It's been just over two years since I retired from the police department. As a retiree, I've enjoyed a lot of time with my wife, kids and grandkids, spent a lot of hours on my tractor, taken many walks in the woods and generally enjoyed life. As much as I've enjoyed my time off, I've realized I'm too young to be "really" retired.
While trying to figure out what I want to be when (if) I grow up, the field of digital forensics is always at the top of my list. I've missed the fun of learning cool new things and I miss solving cases. I often think back to my first case and how much I enjoyed doing that investigation. Finding what was on the computer and being able to report how and when it got there was so cool. Doing my own testing to find how artifacts were created and using that testing to help me tie the illegal materials in question to a certain user account, eventually getting a conviction was something I'll never forget.

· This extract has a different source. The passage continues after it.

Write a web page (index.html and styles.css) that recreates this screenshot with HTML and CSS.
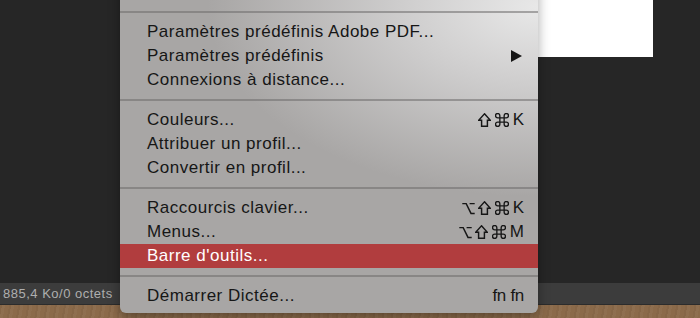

I know that getting into forensics in the private sector won't be easy for me. I've accepted the possibility that it may never happen, but I'm going to give it a try. I know I have much to learn and catch up on. But honestly, learning the material is at least half the fun, right?
Speaking of learning, I watched the Forensic Lunch Test Kitchen with David Cowen a few days ago. In the video, he demonstrated the difference between Windows 7 and Windows 10 when it comes to the creation of an Object ID for a file. I recreated the test he did here and got the same results of course. But I started thinking about what may or may not change those results.
I wondered what might happen if I created the file as David did and then copied it to another location on the disk. I created a file called Never-opened.txt in my Documents folder. It was automatically given an object ID as expected from the earlier test. Next, I copied the file to another folder and used fsutil once again to check for an object ID for the copied file. In this case, no object ID was assigned.
Finally, I cut the file from it's original location and pasted it to another folder. the object ID traveled with the file to its new location. I went back and opened the copied file and as expected, a new object ID was created for it. This testing all occurred on a Windows 10 Home system.
After talking with David, I've got a few other things I want to test as well. I'll post more when that's been done.
Finally, Brett Shavers wrote an excellent post on his blog How to start a digital forensic lab in your police department. The experiences he talked about were very similar to mine. He's absolutely right that you can make it happen, but it takes a lot of work and commitment to get it done. I was fortunate to have a chief who was very receptive to my ideas and helped me make it happen.
I wrote several grants to get funding for software and hardware. In addition to Federal grants, I was able to obtain funding from two different local foundations and one corporation. I like writing anyway, so getting to write a grant narrative explaining what I wanted and why was an enjoyable part of the process
Brett also talked about training. Like he mentioned, I paid my own way through some of my training (SANS FOR 508, 526 (old version) and 558 (old network forensics course). However, being in law enforcement, I also had the opportunity to attend training put on by the National White Collar Crime Center (NW3C). I took the NW3C BDRA and IDRA courses and those gave me an excellent introduction to the world of forensics prior to my SANS course attendance. If you are in in law enforcement, make sure you take advantage of the courses available to you for free through the NW3C.
That's it for now. I hope to start posting a little more often as time allows. Be well!